As Jesus passed by, he saw Matthew sitting at the receipt of custom. A shadow fell across Matthew’s ledger onto a page on which the tears of a man growing old had made the ink run. Matthew looked up into the eyes that are the homes of all men’s dreams, and looking into the face of Jesus he realized in a flash two things: Jesus believed in him, and Jesus knew what was keeping him back. Knowing his worst, Jesus believed in his best. The finger of the Great Physician went unerringly to the spot. The eyes of Jesus were saying, “This is what is stopping you.” And then a voice that drove out all his fear – fears of the past, fears of the present, fears of the future. They all fell away. A voice that breathed incredible strength, a voice that took responsibility for all consequences said to him, “Follow me.” 

 

And Matthew went through the gates into the new world that Christ offered, the world of power and joy and peace and love. It contained martyrdom, but it contained Jesus, so nothing else mattered. That very day Matthew was with Jesus in paradise.

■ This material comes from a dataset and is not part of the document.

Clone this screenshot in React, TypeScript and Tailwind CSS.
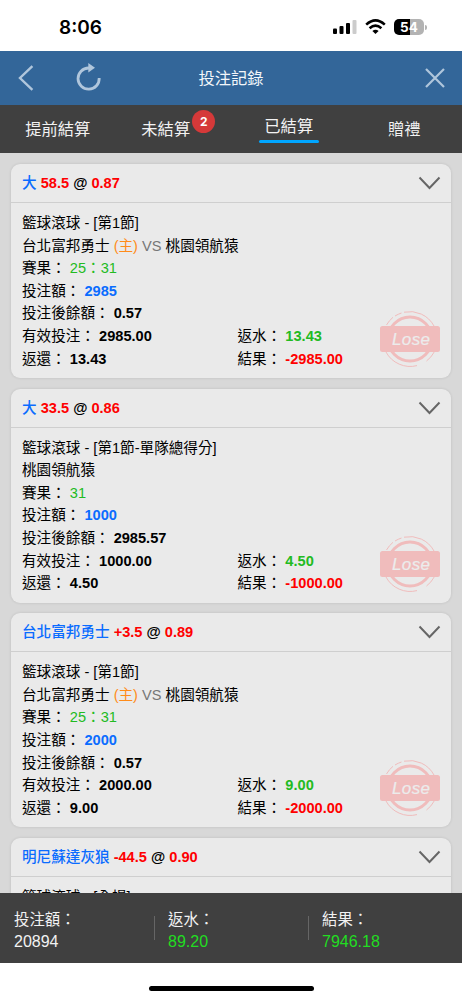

In the same way on this day, he calls you. What are you going to do?

 

So be it. Amen.

 

 

Benediction

 

God of All, we come to this house to offer you our thanks and praise. Thanks for the way you shoulder the sorrows. Thanks for the way you magnify the joys. Thanks for the way you comfort us when the night is dark and restore our hope in the dawning of a new day. Your grace is a balm and your Spirit renews us. Let us live the example of Job and hold fast to you, and not let go. Amen.